History

United Kingdom
- Name: PS Speke
- Namesake: English explorer John Hanning Speke
- Operator: Uganda Railway 1910–29; Kenya and Uganda Railways and Harbours 1929–48; East African Railways and Harbours Corporation 1948–62
- Route: Lake Kyoga and the Victoria Nile
- In service: 1910
- Out of service: 1962

General characteristics
- Class & type: Paddle steamer
- Type: river ferry and pusher tug, Stern wheel paddle steamer
- Tonnage: 90 tons
- Installed power: 175 IHP compound steam engine
- Propulsion: stern wheel paddle
- Capacity: 6 first class & 4 second class passengers
- Crew: 20

= PS Speke =

British stern wheel paddle steamer in Uganda

PS Speke was a British stern wheel paddle steamer that operated in Uganda. She was built for the Uganda Railway from 1910 until 1962 serving as an important vessel on inland waterways including Lake Kyoga and the Victoria Nile during the colonial period. First and second class passengers travelled aboard the steamer but she also pushed a barge or lighter on which cargo and third class passengers travelled.

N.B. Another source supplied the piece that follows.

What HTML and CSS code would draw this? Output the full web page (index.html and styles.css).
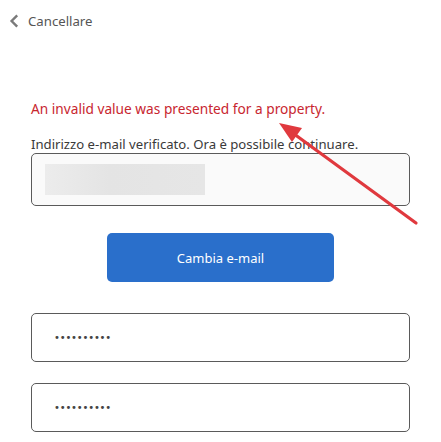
FILE: index.html
```html
<!DOCTYPE html>
<html lang="it">
<head>
<meta charset="utf-8">
<title>Cambia e-mail</title>
<link rel="stylesheet" href="styles.css">
</head>
<body>
<div class="page">
  <header class="topbar">
    <svg class="chev" width="10" height="14" viewBox="0 0 10 14"><path d="M8.2 1.3 L2.6 7 L8.2 12.7" fill="none" stroke="#7a7a7a" stroke-width="2.4"/></svg>
    <span class="cancel">Cancellare</span>
  </header>
  <main class="content">
    <p class="error">An invalid value was presented for a property.</p>
    <p class="info">Indirizzo e-mail verificato. Ora è possibile continuare.</p>
    <div class="field email"><div class="blur"></div></div>
    <div class="btnrow"><button class="primary">Cambia e-mail</button></div>
    <div class="field pw"><span class="dots">••••••••••</span></div>
    <div class="field pw"><span class="dots">••••••••••</span></div>
  </main>
  <svg class="arrow" width="441" height="442" viewBox="0 0 441 442">
    <line x1="416" y1="223" x2="290" y2="131" stroke="#e0393e" stroke-width="3.2" stroke-linecap="round"/>
    <polygon points="279,123 302,128 292,142" fill="#e0393e"/>
  </svg>
</div>
</body>
</html>
```
FILE: styles.css
```css
html, body { margin: 0; padding: 0; background: #fff; }
body { font-family: "Noto Sans", "Open Sans", sans-serif; color: #333; }
.page { position: relative; width: 441px; height: 442px; overflow: hidden; }
.topbar { display: flex; align-items: center; gap: 9px; padding: 13px 0 0 9px; height: 16px; }
.chev { display: block; }
.cancel { font-size: 13.2px; color: #555; }
.content { padding: 0 31px; display: flex; flex-direction: column; }
.error { margin: 71px 0 0; font-size: 13.7px; line-height: 18px; color: #c8262f; }
.info { margin: 17px 0 0; font-size: 13.15px; line-height: 18px; color: #3a3a3a; }
.field { box-sizing: border-box; border: 1px solid #5a5a5a; border-radius: 5px; background: #fff; display: flex; align-items: center; }
.email { margin-top: 0; height: 53px; background: #fafafa; padding-left: 13px; }
.blur { width: 160px; height: 31px; background: linear-gradient(90deg, #ececec, #e4e4e4 40%, #e6e6e6); }
.btnrow { display: flex; justify-content: center; margin-top: 27px; }
.primary { width: 227px; height: 49px; border: none; border-radius: 5px; background: #2a6fcb; color: #fff; font-family: "Noto Sans", sans-serif; font-size: 13px; }
.pw { height: 49px; padding-left: 22px; }
.pw:nth-of-type(3) { margin-top: 31px; }
.pw + .pw { margin-top: 21px; }
.dots { font-family: "DejaVu Sans", sans-serif; font-size: 10px; color: #444; letter-spacing: -0.2px; }
.arrow { position: absolute; left: 0; top: 0; pointer-events: none; }
```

== Construction and naming ==
Speke was built in 1910 for the Uganda Railway to provide transport on Lake Kyoga and Victoria Nile. She was a stern-wheel paddle steamer with a 175 indicated horsepower compound steam engine capable of carrying small number of passengers and a lighter cargo. The vessel was named after John Hanning Speke, the English explorer credited with being the first European to reach Lake Victoria, which he identified as the source of the Nile in 1858.

== Design and Capabilities ==
Speke was a relatively modest vessel of around 90 tons and was designed both to carry first and second-class passengers and to push barges or lighters carrying cargo and third-class passengers. The paddle steamer's stern wheel was well suited to the shallow waters and fluctuating depths of lakes and rivers in the region.

She served as part of a broader colonial network that linked rail, lake and river transport in East Africa. Speke was intended to work with the Busoga Railway which ran from Jinja to Lake Kyoga. The vessel operated a route across Lake Kyoga to Masindi from where road services connected to other transport points including Lake Albert.

== Service History ==
Although Speke began operating in 1910, the completion of the Busoga Railway was delayed until 1913. Once the railway line was complete, Speke operated the scheduled services across Lake Kyoga. She and her barges were also used to carry cotton and other export goods from plantations in the area.

In the 1920s and beyond, speke worked alongside other paddle steamers such as PS Stanley built in 1913 and PS Grant built in 1925 which were introduced to expand the inland waterway services and the Uganda Railway and its successors.

== Operation and Routes ==
Speke was bought initially to operate part of what eventually became a rail, ship and road route between the Uganda Railway and Lake Albert. The first stage of this route was the Busoga Railway between Jinja and Lake Kyoga. The original lakeside terminus for the railway was Kikundu, but when that site was found unsuitable the terminus was moved a few miles north to Namasagali. Speke was the first vessel to operate the route across Lake Kyoga to Masindi, from where Albion cars later provided a road service to Lake Albert at Butiaba.

Although Speke began operating in 1910, delays in laying railway track delayed completion of the Busoga Railway until 1913. The Uganda Railway later augmented the service by adding the stern-wheelers in 1913 and in 1925. All three Lake Kyoga vessels resembled typical Mississippi steamboats of the era. After Stanley entered service, Speke and her barges were used mainly to carry cotton for export from nearby plantations.

When the railway operator's successor, the East African Railways and Harbours Corporation (EARH), completed its northern Uganda extension from Tororo to Pakwach it superseded the Victoria Nile ferry service. EARH withdrew Speke, Stanley and Grant from service in 1962 and offered Speke for sale in September of that year. The track of the Busoga Railway was lifted in 1964.